Подобное совпадение объективной и субъективно–психологической неудовлетворенности (или удовлетворенности) потребностей — далеко не постоянное и не повсеместное явление. Во многих обществах люди из трудящихся классов веками влачили нищенское и полуголодное существование, воспринимая его как обычное и нормальное, по меньшей мере, как неизбежное. В других обществах острое недовольство уровнем своего дохода проявляли группы, которым не угрожали ни голод, ни дефицит одежды или жилья. Во всех этих случаях действуют не объективные физиологические или экономические, но социально–психологические факторы.
В психологическом смысле неудовлетворенность потребностей физического существования отнюдь не равнозначна неудовлетворенности физиологических нужд организма. Объем и состав благ и условий, образующих предмет этих потребностей, у человека обусловлен исторически и социально. Современный россиянин, которому недоступны чай или сахар, является и чувствует себя лишенным необходимого. Между тем наши не столь уж далекие предки даже не знали о существовании этих продуктов. Американец, у которого нет автомобиля, — несомненно, по меркам своего общества очень бедный человек, чего нельзя сказать о 80% не имеющих машины россиян.
Было бы, конечно, чудовищным утверждать, что нет принципиальной разницы между неудовлетворенными потребностями умирающего от голода африканского крестьянина и считающегося бедным, но сытого и одетого европейца или североамериканца. Тем не менее, факт остается фактом: необходимое социально и психологически может намного превосходить необходимое биологически. Над биологической «базой» потребностей физического существования строится, во–первых, сложная система инструментальных потребностей, обслуживающих витальные нужды (например, в транспорте, необходимом для переезда к местам трудовой и потребительской деятельности).

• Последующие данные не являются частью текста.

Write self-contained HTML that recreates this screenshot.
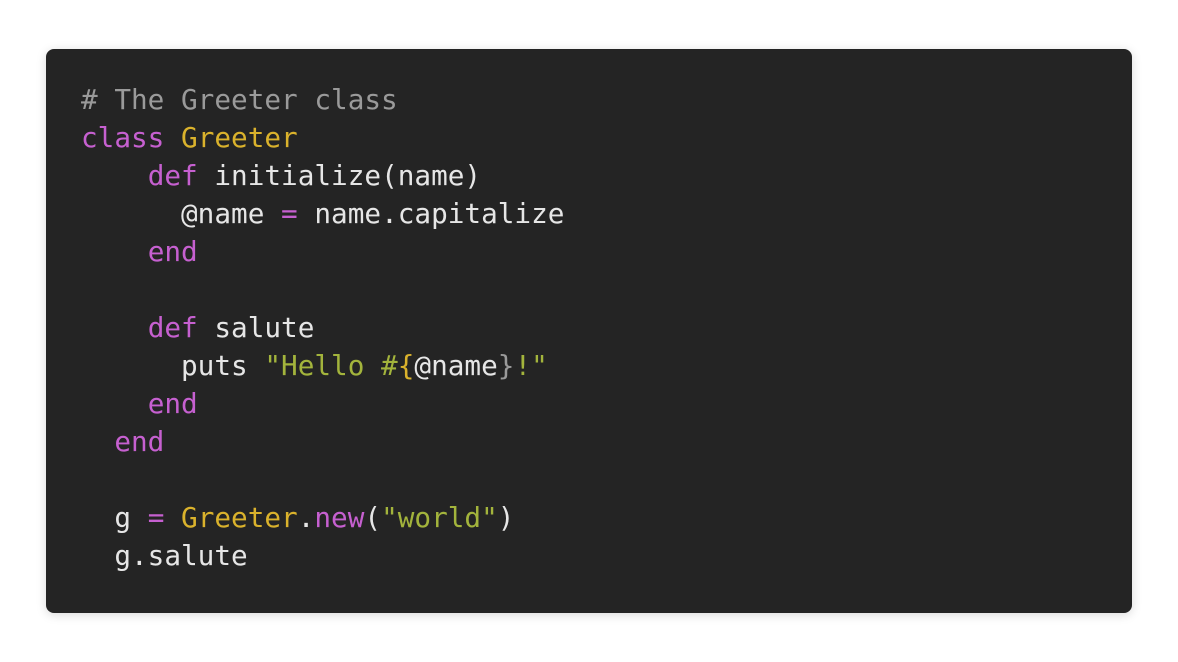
<!DOCTYPE html>
<html><head><style>
html,body{margin:0;padding:0;background:#fff;width:1178px;height:662px;overflow:hidden}
.box{position:absolute;left:46px;top:49px;width:1086px;height:564px;background:#242424;border-radius:8px;box-shadow:0 2px 10px rgba(0,0,0,0.15)}
pre{margin:0;position:absolute;left:35px;top:32px;font-family:"DejaVu Sans Mono","Liberation Mono",monospace;font-size:27.7px;line-height:38px;color:#e6e6e6;white-space:pre}
.c{color:#9a9a9a}.k{color:#c660d0}.y{color:#dab22c}.s{color:#a3b43c}
</style></head><body>
<div class="box"><pre><span class="c"># The Greeter class</span>
<span class="k">class</span> <span class="y">Greeter</span>
    <span class="k">def</span> initialize(name)
      @name <span class="k">=</span> name.capitalize
    <span class="k">end</span>

    <span class="k">def</span> salute
      puts <span class="s">"Hello #</span><span class="y">{</span>@name<span class="c">}</span><span class="s">!"</span>
    <span class="k">end</span>
  <span class="k">end</span>

  g <span class="k">=</span> <span class="y">Greeter</span>.<span class="k">new</span>(<span class="s">"world"</span>)
  g.salute</pre></div>
</body></html>
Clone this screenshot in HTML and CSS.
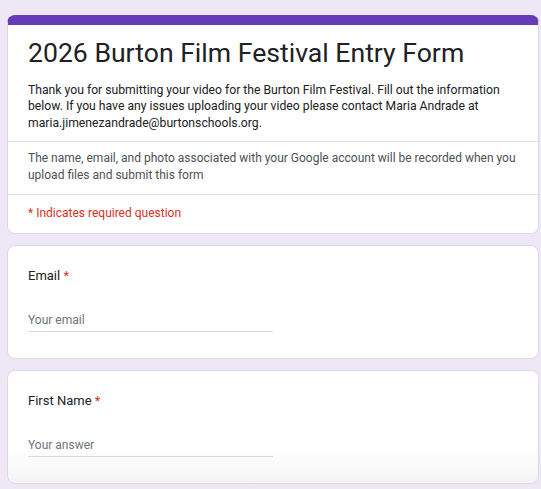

Во–вторых, все конкретные блага, услуги и условия, которые удовлетворяют как первичные, собственно биологические, так и вторичные, инструментальные потребности определяются — в своих количественных и качественных параметрах — не только содержанием потребностей, но и социально–культурными нормами, стандартами потребления, на которые ориентируются данное общество или какая–то его часть.
Здесь у читателя может возникнуть вопрос: насколько оправдано выделение потребностей физического существования в особую группу, коль скоро в своих количественных и качественных параметрах они определяются не только витальными нуждами, но и социально–историческими факторами? На это можно ответить, что между потребностями различных типов вообще не существует непроходимых границ; ниже мы увидим примеры их переплетения и взаимодействия. К потребностям физического существования относятся такие, первичный источник которых восходит к нуждам воспроизводства человеческой жизни.
Откуда же берутся социальные стандарты потребления? Во многом их формируют культурные традиции, привычки, коренящиеся в истории данного общества, в природных условиях, в которых оно существует. Громадное воздействие на потребительские стандарты оказывает уровень технического и экономического развития общества, объем национального дохода и характер его распределения между различными социальными группами. Нас, однако, интересует не эта объективная технико–экономическая база потребления, но психологические условия и механизмы формирования и изменения стандартов, их превращения в социальные потребности, способные стимулировать действия людей в общественно–политической сфере. Говоря конкретнее, проблема состоит в том, когда, почему и как возникает такая неудовлетворенность потребностей физического существования, которая становится явлением макросоциального и политического значения.
Механизмы динамики потребностей
Один из возможных подходов к анализу проблемы разработан в опубликованном еще в 60–х годах исследовании английского социолога У. Рансимена «Относительная лишенность и социальная справедливость»[68]. Исходный постулат этой работы состоит в том, что представления людей о своем экономическом и социальном положении и уровень их недовольства или удовлетворенности этим положением не соответствуют их реальной ситуации. Субъективная неудовлетворенность выражает, по терминологии автора, не абсолютную, но относительную лишенность (deprivation), т.е. результат сравнения собственного положения с образцовой, «нормальной», ситуацией. Обычно за образец принимается ситуация определенной референтной (термин, применяемый в социальной психологии) группы (или группы соотнесения). В качестве таковой может выступать своя собственная группа, и тогда нынешняя ситуация сравнивается с ранее принятыми ею нормами (жизненного уровня, потребления и т.д.). Такую группу соотнесения Рансимен называет «нормативной». Или же люди сравнивают свое положение с ситуацией другой, известной им, по его терминологии, «компаративной» группы.
Вопрос о том, почему возникает, усиливается или ослабевает относительная лишенность, Рансимен исследовал на большом историческом и социологическом материале о социальных представлениях английских рабочих и служащих в 1918–1962 гг. Из его данных следует, что чувство относительной лишенности было особенно интенсивным у рабочих в конце первой мировой войны, в последующий же период оно в основном уменьшалось. В объяснении этой динамики у Рансимена большую роль играет понятие социальных ожиданий. В период первой мировой войны у рабочих усилились социальные контакты с другими слоями, распространилась надежда на улучшение экономического и социального положения рабочего класса в послевоенный период. Под влиянием этих факторов повысился уровень социальных ожиданий, усилилась тенденция выбирать в качестве референтной компаративную группу — служащих, вообще представителей средних слоев. В результате сравнения своего собственного реального положения с положением этих слоев у рабочих обострилось чувство социальной лишенности.